Appellant’s App. at 103-05. Details supporting these allegations are found earlier in the
Amended Complaint. But Carter has not stated anywhere in the Amended Complaint
particularized facts on which we could conclude that a majority of the Board members, or
any of them, received a personal financial benefit or detriment not shared by the
stockholders. Nor does the Amended Complaint allege facts to show that the named
directors face a substantial likelihood of liability arising from their alleged failure to
“remedy serious problems known to them through the various ‘red flags’ described
above.” Id.
In sum, the conclusory allegations in these sub-paragraphs are insufficient to
satisfy the Rales test. To the extent Carter contends that the business judgment rule
18
offers no protection, that rule has no application under the Rales test in any event. Rales,
634 A.2d at 934. Sub-paragraphs 227.a. and 227.b. do not contain particularized
allegations of fact to show that the Director Defendants were not disinterested or faced a
substantial risk of liability for their performance as directors. Therefore, Carter has not
shown in sub-paragraphs 227.a. or 227.b. that demand was futile.
Carter next contends:
227.c.
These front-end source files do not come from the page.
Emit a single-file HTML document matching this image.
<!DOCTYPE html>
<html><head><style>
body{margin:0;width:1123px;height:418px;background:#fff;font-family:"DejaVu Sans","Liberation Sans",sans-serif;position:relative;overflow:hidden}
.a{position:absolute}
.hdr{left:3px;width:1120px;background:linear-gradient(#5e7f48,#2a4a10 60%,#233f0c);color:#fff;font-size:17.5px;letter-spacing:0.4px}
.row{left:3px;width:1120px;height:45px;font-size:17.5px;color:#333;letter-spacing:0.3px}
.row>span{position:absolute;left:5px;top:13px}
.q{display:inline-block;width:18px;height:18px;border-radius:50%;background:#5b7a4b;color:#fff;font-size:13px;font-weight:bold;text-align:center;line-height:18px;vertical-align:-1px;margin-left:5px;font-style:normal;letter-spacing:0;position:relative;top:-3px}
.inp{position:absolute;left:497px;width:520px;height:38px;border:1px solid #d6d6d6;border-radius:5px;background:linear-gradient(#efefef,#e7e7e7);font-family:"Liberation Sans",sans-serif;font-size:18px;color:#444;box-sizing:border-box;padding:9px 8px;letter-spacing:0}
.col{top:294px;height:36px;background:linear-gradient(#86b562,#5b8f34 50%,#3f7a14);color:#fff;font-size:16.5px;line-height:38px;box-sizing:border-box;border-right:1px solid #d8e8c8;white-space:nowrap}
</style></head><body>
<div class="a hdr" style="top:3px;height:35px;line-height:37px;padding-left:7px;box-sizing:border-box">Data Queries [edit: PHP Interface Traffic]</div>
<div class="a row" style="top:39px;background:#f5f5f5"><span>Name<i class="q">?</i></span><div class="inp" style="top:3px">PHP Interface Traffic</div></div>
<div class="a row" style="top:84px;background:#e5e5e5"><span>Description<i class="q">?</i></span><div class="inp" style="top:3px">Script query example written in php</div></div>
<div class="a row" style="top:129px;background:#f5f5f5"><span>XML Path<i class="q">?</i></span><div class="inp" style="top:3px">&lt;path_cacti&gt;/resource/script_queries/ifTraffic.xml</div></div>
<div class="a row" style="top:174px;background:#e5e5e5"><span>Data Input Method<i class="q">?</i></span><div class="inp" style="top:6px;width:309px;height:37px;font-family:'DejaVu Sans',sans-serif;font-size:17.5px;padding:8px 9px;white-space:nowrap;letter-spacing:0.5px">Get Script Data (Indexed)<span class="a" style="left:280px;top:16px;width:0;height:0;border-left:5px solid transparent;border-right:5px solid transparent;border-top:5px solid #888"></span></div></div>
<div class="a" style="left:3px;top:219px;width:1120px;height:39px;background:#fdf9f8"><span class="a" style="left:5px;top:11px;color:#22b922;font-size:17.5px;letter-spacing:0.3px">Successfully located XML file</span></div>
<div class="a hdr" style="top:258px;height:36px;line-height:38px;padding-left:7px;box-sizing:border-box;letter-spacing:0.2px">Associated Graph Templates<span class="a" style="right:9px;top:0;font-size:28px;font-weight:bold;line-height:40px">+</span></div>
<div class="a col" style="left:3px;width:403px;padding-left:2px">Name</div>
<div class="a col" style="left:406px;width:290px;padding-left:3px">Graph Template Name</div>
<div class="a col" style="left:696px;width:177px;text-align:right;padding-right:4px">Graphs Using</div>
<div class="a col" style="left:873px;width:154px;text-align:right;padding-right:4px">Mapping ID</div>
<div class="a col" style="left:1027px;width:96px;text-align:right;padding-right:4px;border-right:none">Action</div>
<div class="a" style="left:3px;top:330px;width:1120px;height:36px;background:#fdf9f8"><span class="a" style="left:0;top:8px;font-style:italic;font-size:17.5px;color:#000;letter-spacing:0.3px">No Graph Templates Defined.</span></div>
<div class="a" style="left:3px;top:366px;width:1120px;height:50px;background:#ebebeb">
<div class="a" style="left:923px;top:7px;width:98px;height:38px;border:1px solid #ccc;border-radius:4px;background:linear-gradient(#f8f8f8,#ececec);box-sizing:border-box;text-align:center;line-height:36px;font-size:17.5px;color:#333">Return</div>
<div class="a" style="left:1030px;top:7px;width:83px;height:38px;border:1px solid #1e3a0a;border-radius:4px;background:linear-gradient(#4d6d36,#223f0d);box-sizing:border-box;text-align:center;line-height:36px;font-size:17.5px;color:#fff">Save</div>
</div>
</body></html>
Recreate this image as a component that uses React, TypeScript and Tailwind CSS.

Demand is further excused because the Board failed to exercise its
good faith judgment to ensure that the Company’s information and
reporting system was in concept and design adequate to assure the Board
that appropriate information will come to its attention in a timely manner as
a matter of ordinary operations. In particular, it is unquestioned that the
Board had actual knowledge of the Company’s LTC problems and failed to
do anything to prevent and/or remedy them[;] however[,] this knowledge
did not come as a result of an adequate system of information[-]reporting
during the ordinary course of operations. Rather[,] this information came
to the Board’s attention as a result of various audits, special meetings, and
government investigations. Had the Board properly ensured that an
adequate information[-]reporting system was in place from the beginning,
as they were required to do under Delaware law, the serious problems with
the Company’s LTC segment could have been remedied before the
Company suffered the substantial harm alleged herein. Thus, demand is
futile[.]
Appellant’s App. at 105-06. Again, Carter has not alleged, here or elsewhere in the
Amended Complaint, that a majority of the Directors were interested or faced a
substantial likelihood of liability for the conduct described in sub-paragraph 227.c. Nor
does this sub-paragraph summarize conduct that is detailed elsewhere in the Amended
Complaint for which we could conclude that the Directors were interested or faced a
substantial likelihood of liability. Thus, the demand futility allegations in sub-paragraph
227.c. also fail the Rales test.
Carter further contends that:
19
227.d. Demand is also excused because, as detailed herein, the Board
intentionally misled the Multistate Examiners or permitted others to do so,
thus clearly illustrating their hostility to the relief sought in this action.
Accordingly, a reasonable stockholder would not believe, based on the
confidential witness testimony detailed above, that the Board would have
been able to properly and impartially consider a demand in good faith.
Thus, demand is futile[.]
Appellant’s App. at 106. With regard to the Multistate Examination, Carter alleges that
“false and misleading information was provided to the Multistate Examiners,” and he
details the nature of the misinformation in paragraphs 165 through 170 of the Amended
Complaint. Id. at 75. There Carter alleges that “Defendants falsely reported”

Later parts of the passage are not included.